Le jour, Josée est enseignante de littérature. La nuit, elle essaie de dormir. Après un assoupissement entraîné par la lecture d’un livre d’Umberto Eco, qu’elle ne terminera d’ailleurs jamais, le moindre bruit ou mouvement la réveille. Ses pensées s’emballent telle une vis sans fin qui tourne constamment dans sa tête, remue ses souvenirs. Alors Josée «[ s’ ]abandonne au typhon de [ son ] cerveau qui dérape». Épuisée et irritable, car la tempête la poursuit pendant la journée, une colère monumentale (mais satisfaisante !) au cégep où elle travaille l’oblige à prendre quelques jours de repos dans son condo de Limoilou.
La petite communauté créée par l’auteure dans le quartier, et plus précisément dans l’immeuble, est tout à fait charmante et invitante. Y habitent Marguerite au piano enchanteur, Marco, le travailleur effréné, Joseph – qui rappelle un peu le Momo de Romain Gary – enfant passeur de journaux, toujours assis dans l’escalier et prêt à rendre service, ainsi que Chose, le chat à trois pattes. Sans parler du père de Josée, pourtant décédé.
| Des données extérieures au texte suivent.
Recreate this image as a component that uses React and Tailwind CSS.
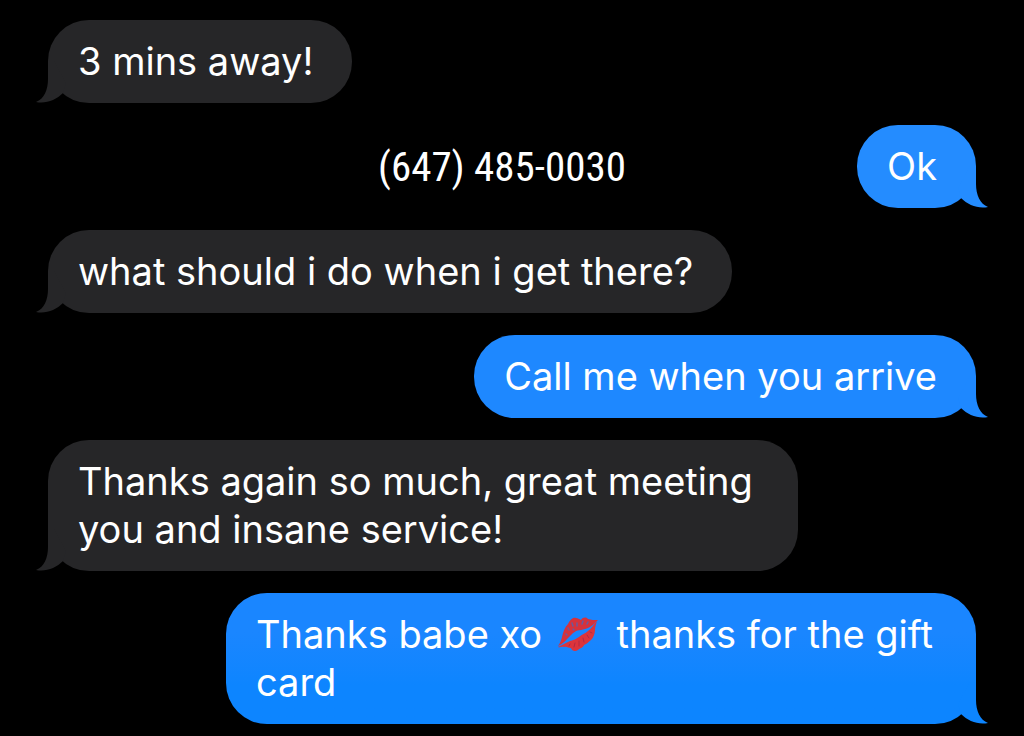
import React from "react";

const messages = [
  { from: "them", text: "3 mins away!" },
  { from: "me", text: "Ok", color: "bg-[#248cff] text-[#248cff]", label: "(647) 485-0030" },
  { from: "them", text: "what should i do when i get there?" },
  { from: "me", text: "Call me when you arrive", color: "bg-[#1e88ff] text-[#1e88ff]" },
  { from: "them", text: "Thanks again so much, great meeting you and insane service!" },
  {
    from: "me",
    text: "Thanks babe xo",
    kiss: true,
    after: "thanks for the gift card",
    color: "bg-linear-to-b from-[#1a86ff] from-30% to-[#0d85ff] to-70% text-[#0d85ff]",
  },
];

function Kiss() {
  return (
    <svg viewBox="0 0 41 38" role="img" aria-label="kiss mark" className="inline-block w-[41px] h-[38px] ml-1 mr-2 align-[-5px]">
      <path
        fill="#d6323c"
        d="M1 31 C3 28 4 26 5 22 C6 17 8 12 11 9 C13 5 16 2 19 3 C21 3 22 4 24 5 C26 2 29 2 31 4 C34 5 37 5 41 5 C38 8 36 10 33 12 C29 14 27 14 24 15 C19 15 16 18 13 21 C10 24 6 29 1 31 Z"
      />
      <path
        fill="#dc343c"
        d="M1 32 C5 30 9 28 13 26 C17 25 19 24 22 22 C25 19 28 19 31 16 C34 14 37 9 40 6 C39 9 38 12 38 15 C38 19 36 23 34 25 C31 27 30 29 27 30 C26 33 23 33 21 35 C18 37 15 36 14 33 C11 33 10 31 7 32 C5 31 3 33 1 32 Z"
      />
      <g fill="none" stroke="#6a5a9e" strokeWidth="1.5" strokeLinecap="round">
        <path d="M11 13 L12 15 M15 8 L16 11 M20 8 L20 11 M26 6 L25 9 M9 19 L10 20 M16 14 L17 15 M31 7 L30 9" />
      </g>
      <g fill="none" stroke="#b02a45" strokeWidth="1" strokeLinecap="round">
        <path d="M12 31 L13 29 M17 32 L18 28 M22 31 L22 26 M27 27 L26 23 M32 23 L30 20 M35 18 L33 17" />
      </g>
    </svg>
  );
}

function Tail({ mine }) {
  return (
    <svg
      viewBox="0 0 40 42"
      aria-hidden="true"
      className={mine ? "absolute bottom-0 -right-3 w-10 h-[42px] -scale-x-100" : "absolute bottom-0 -left-3 w-10 h-[42px]"}
    >
      <path fill="currentColor" d="M12 0 V18 C12 29 8 38 0 41 C10 43 20 39 27 32 L30 22 L18 0 Z" />
    </svg>
  );
}

function Bubble({ message }) {
  const mine = message.from === "me";
  return (
    <div
      className={`relative w-fit max-w-[750px] rounded-[41px] pl-[30px] pr-[39px] pt-[17px] pb-[18px] ${
        mine ? message.color : "bg-[#262628] text-[#262628]"
      }`}
    >
      <Tail mine={mine} />
      <p className="relative text-[38px] leading-[48px] text-white">
        {message.text}
        {message.kiss && <> <Kiss /> </>}
        {message.after}
      </p>
    </div>
  );
}

export default function App() {
  return (
    <main className="min-h-screen bg-black px-12 pt-5 pb-3 font-['Inter',sans-serif]">
      <div className="flex flex-col gap-[22px]">
        {messages.map((m) => (
          <div key={m.text} className="grid grid-cols-[1fr_auto_1fr] items-center">
            {m.label ? (
              <>
                <h1 className="col-start-2 pr-5 text-[41px] leading-[48px] text-white font-['Roboto_Condensed','Noto_Sans_CJK_SC',sans-serif]">
                  {m.label}
                </h1>
                <div className="flex justify-end">
                  <Bubble message={m} />
                </div>
              </>
            ) : (
              <div className={m.from === "me" ? "col-span-3 flex justify-end" : "col-span-3 flex"}>
                <Bubble message={m} />
              </div>
            )}
          </div>
        ))}
      </div>
    </main>
  );
}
Ici, pas de fantôme ou d’esprit frappeur, seulement une relation père-fille particulièrement attachante qui, malgré son caractère irréaliste, n’en demeure pas moins vraisemblable : on veut croire à ces dialogues savoureux qui commémorent les parties de baseball des Expos, les hot-dogs et les nuits passées à lire D’ailleurs, tous les dialogues sont généralement habilement tournés, si ce n’est de cette manie de faire dire «ma belle» à tout le monde – père, collègue, mère du voisin – quand ils s’adressent à Josée. Un détail.
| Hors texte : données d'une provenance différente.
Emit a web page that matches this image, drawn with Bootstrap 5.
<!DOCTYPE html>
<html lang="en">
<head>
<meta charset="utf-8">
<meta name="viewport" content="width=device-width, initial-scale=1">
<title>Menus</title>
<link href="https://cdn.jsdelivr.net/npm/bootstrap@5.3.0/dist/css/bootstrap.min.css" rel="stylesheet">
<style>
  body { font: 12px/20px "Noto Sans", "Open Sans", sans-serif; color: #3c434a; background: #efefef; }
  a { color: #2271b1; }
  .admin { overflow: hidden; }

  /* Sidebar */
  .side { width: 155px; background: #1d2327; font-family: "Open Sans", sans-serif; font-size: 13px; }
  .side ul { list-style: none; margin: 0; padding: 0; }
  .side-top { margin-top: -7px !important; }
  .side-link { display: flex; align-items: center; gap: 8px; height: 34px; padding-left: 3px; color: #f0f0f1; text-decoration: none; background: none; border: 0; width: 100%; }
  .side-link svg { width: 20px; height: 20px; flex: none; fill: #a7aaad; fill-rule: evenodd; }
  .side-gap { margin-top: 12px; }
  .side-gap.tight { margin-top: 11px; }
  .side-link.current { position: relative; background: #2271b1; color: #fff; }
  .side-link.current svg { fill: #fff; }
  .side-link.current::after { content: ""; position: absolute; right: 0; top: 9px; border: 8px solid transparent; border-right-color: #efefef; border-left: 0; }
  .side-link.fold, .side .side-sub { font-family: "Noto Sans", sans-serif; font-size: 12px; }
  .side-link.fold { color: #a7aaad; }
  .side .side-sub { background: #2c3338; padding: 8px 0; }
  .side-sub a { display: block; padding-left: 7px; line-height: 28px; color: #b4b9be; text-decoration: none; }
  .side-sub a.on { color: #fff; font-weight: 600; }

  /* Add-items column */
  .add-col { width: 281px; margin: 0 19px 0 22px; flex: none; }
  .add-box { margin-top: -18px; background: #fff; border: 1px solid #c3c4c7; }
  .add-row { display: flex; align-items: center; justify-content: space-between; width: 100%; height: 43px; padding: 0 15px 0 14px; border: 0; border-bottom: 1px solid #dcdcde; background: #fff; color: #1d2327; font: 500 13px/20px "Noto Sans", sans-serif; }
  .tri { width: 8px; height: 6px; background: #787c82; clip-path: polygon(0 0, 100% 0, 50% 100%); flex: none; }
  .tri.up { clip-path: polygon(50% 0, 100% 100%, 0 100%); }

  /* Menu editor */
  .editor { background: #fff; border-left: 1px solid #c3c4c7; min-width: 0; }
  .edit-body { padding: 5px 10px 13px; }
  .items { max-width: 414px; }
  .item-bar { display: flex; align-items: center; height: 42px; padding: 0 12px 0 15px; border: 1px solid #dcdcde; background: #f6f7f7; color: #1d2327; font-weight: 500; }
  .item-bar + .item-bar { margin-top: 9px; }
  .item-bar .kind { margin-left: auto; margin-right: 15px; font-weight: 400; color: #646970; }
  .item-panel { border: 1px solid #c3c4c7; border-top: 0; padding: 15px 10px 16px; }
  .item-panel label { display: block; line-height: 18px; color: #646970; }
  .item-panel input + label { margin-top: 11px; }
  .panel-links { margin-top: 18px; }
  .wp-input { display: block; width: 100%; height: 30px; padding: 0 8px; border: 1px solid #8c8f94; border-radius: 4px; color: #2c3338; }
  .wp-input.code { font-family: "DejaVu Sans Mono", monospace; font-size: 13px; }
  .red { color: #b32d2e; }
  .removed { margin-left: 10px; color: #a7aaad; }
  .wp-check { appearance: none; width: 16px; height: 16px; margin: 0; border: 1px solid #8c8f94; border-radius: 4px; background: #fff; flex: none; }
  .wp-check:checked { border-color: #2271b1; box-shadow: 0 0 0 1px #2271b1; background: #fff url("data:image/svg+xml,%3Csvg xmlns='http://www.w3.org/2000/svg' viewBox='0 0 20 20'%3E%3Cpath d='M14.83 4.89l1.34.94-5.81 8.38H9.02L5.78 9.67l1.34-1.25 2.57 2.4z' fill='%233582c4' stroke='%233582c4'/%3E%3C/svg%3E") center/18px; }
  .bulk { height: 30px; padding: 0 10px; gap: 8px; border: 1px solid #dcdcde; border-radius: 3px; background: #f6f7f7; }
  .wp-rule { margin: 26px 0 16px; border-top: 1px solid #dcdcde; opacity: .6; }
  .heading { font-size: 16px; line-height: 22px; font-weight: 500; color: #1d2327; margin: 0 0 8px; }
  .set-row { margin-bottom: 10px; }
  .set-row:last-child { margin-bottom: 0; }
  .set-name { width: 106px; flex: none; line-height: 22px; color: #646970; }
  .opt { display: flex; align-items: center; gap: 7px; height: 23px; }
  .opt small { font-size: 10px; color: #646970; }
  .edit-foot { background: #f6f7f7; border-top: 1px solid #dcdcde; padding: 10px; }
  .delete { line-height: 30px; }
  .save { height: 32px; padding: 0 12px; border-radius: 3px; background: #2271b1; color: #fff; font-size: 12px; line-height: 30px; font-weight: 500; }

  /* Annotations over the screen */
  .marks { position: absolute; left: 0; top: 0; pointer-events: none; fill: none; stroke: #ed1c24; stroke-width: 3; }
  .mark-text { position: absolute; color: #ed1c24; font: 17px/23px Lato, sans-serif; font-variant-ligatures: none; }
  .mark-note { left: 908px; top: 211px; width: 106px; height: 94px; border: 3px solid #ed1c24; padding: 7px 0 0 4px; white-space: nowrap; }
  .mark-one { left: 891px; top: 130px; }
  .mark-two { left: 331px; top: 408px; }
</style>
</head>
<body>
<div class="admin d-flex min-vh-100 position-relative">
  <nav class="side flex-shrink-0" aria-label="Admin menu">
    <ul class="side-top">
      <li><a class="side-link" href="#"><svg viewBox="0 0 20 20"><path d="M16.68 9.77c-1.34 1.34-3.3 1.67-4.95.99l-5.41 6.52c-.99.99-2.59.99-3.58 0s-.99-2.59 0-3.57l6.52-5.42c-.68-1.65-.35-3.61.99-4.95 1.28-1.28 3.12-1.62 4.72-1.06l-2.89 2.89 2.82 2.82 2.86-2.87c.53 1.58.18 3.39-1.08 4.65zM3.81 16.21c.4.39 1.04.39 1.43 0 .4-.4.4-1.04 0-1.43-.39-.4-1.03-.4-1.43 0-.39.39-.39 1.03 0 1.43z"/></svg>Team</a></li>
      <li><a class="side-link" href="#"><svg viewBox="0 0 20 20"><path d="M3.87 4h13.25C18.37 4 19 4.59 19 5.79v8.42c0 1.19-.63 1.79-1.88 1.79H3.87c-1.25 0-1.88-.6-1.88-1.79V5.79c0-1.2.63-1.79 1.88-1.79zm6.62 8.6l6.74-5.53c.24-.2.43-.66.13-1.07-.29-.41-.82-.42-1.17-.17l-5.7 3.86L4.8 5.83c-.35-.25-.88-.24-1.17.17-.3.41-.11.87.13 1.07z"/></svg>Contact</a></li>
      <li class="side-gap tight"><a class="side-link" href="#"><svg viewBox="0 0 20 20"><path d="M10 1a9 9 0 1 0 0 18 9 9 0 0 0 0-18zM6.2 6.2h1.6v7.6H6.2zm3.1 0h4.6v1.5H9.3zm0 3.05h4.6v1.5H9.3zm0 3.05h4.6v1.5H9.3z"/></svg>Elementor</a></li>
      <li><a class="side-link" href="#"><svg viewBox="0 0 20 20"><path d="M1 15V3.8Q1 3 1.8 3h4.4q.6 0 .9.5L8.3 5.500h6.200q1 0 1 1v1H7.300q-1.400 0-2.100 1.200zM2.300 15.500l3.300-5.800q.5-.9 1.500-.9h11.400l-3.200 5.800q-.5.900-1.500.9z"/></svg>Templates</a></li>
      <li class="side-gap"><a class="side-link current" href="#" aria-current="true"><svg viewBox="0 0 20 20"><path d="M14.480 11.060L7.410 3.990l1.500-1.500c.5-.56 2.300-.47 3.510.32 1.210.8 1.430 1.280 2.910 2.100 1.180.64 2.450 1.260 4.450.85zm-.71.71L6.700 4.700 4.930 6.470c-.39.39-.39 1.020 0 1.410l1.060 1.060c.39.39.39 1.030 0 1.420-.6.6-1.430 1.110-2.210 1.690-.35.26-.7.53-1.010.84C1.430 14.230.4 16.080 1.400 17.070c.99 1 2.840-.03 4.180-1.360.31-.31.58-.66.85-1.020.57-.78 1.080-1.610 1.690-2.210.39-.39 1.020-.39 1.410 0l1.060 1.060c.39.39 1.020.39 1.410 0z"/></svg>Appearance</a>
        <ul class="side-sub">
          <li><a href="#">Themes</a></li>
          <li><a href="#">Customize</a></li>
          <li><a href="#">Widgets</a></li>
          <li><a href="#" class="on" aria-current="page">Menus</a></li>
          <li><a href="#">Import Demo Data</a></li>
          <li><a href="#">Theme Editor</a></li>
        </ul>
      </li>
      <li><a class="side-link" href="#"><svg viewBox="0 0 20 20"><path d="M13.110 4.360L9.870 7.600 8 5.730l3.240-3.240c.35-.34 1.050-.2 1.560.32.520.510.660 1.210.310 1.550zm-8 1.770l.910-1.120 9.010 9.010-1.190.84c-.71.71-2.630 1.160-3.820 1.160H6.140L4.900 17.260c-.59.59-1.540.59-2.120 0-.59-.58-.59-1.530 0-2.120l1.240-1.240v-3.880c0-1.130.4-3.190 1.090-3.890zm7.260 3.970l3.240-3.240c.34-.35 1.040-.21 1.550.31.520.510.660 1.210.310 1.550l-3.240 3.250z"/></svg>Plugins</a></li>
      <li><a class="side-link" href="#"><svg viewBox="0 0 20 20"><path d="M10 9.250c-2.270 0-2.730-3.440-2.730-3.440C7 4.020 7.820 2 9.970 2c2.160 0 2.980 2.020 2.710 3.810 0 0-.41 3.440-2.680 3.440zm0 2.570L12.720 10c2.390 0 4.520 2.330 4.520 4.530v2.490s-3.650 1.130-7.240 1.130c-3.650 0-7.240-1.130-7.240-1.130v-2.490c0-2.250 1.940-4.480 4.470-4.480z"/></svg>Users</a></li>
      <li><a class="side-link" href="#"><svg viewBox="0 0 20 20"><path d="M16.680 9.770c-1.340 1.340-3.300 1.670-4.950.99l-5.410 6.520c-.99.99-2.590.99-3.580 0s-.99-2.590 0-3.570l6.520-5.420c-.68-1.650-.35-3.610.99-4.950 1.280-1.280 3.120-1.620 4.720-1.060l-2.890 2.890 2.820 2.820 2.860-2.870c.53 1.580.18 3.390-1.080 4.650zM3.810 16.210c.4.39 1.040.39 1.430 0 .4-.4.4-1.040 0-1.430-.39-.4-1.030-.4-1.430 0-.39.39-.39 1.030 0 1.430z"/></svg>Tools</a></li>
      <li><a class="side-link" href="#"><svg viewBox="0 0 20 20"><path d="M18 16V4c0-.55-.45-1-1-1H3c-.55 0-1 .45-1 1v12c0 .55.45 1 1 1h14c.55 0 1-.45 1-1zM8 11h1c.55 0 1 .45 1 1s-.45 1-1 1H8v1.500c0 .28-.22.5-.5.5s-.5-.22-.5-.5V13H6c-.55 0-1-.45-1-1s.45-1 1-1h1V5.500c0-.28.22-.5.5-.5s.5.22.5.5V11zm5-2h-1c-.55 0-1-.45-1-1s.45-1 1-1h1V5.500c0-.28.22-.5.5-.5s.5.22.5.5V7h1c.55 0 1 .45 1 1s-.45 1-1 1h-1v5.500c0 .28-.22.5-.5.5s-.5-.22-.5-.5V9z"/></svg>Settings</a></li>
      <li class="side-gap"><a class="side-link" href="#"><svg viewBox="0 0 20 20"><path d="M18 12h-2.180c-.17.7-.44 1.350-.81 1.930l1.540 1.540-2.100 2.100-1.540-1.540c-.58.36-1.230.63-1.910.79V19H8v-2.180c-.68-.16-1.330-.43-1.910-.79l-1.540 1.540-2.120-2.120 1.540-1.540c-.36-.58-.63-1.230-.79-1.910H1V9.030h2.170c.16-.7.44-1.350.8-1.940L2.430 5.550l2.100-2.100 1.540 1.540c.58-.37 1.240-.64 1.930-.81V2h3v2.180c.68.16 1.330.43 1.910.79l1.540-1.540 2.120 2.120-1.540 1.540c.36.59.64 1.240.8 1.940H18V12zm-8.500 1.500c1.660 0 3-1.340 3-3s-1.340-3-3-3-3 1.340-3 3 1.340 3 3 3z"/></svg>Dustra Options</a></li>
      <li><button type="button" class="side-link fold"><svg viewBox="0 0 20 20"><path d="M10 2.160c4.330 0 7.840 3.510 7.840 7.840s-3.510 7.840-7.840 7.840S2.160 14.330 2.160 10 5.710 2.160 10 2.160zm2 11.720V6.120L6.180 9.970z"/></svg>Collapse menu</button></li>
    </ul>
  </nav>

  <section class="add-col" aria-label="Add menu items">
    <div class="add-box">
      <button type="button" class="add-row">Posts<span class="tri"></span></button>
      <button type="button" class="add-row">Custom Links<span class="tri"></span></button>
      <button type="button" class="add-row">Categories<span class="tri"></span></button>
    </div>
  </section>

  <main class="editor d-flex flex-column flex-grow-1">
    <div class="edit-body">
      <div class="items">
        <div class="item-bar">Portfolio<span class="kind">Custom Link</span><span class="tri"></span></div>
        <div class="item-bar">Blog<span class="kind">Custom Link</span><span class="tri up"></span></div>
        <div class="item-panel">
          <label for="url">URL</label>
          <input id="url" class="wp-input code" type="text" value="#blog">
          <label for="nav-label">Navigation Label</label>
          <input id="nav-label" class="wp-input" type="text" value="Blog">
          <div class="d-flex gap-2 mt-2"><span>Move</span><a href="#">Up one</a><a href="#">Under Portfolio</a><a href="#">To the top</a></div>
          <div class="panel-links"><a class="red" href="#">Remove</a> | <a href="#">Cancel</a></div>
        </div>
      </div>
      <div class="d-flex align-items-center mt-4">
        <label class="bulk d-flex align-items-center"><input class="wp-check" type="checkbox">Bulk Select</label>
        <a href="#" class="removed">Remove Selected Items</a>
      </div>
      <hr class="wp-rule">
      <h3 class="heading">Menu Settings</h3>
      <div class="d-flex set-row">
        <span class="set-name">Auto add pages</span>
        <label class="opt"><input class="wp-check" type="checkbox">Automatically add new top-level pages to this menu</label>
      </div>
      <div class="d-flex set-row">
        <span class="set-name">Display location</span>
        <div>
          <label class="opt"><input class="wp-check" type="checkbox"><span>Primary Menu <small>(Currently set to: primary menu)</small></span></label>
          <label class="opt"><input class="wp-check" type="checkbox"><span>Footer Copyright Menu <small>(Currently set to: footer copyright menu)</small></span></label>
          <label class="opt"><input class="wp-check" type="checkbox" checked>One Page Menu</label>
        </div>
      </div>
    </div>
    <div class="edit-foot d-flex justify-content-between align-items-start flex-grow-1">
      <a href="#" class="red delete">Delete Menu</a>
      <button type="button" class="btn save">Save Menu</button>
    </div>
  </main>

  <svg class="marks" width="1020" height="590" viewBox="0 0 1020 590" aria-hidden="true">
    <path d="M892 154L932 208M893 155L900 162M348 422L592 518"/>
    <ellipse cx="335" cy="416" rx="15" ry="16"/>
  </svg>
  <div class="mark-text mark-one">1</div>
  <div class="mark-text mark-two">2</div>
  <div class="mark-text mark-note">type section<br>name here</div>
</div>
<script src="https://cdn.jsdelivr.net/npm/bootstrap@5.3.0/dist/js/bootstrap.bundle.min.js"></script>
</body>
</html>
Marie-Renée Lavoie nous propose, avec Le syndrome de la vis, une écriture du quotidien, rythmée par les insomnies, les discussions avec son père et Joseph, les copies d’étudiants et les soupers chez son frère ; un quotidien bien campé au début, mais qui s’embrouille au fil des pages. Si, au début du roman, l’insomnie et la vis constituent un fil conducteur efficace, il arrive un moment où l’image de la vis ne semble que plaquée. La fin est bousculée dans une sorte de «happy end» à laquelle il est difficile de croire tellement tout arrive précipitamment. Malgré tout, on aime le roman pour les petits moments de bonheur, d’angoisse et de folie qu’il présente avec humour et finesse.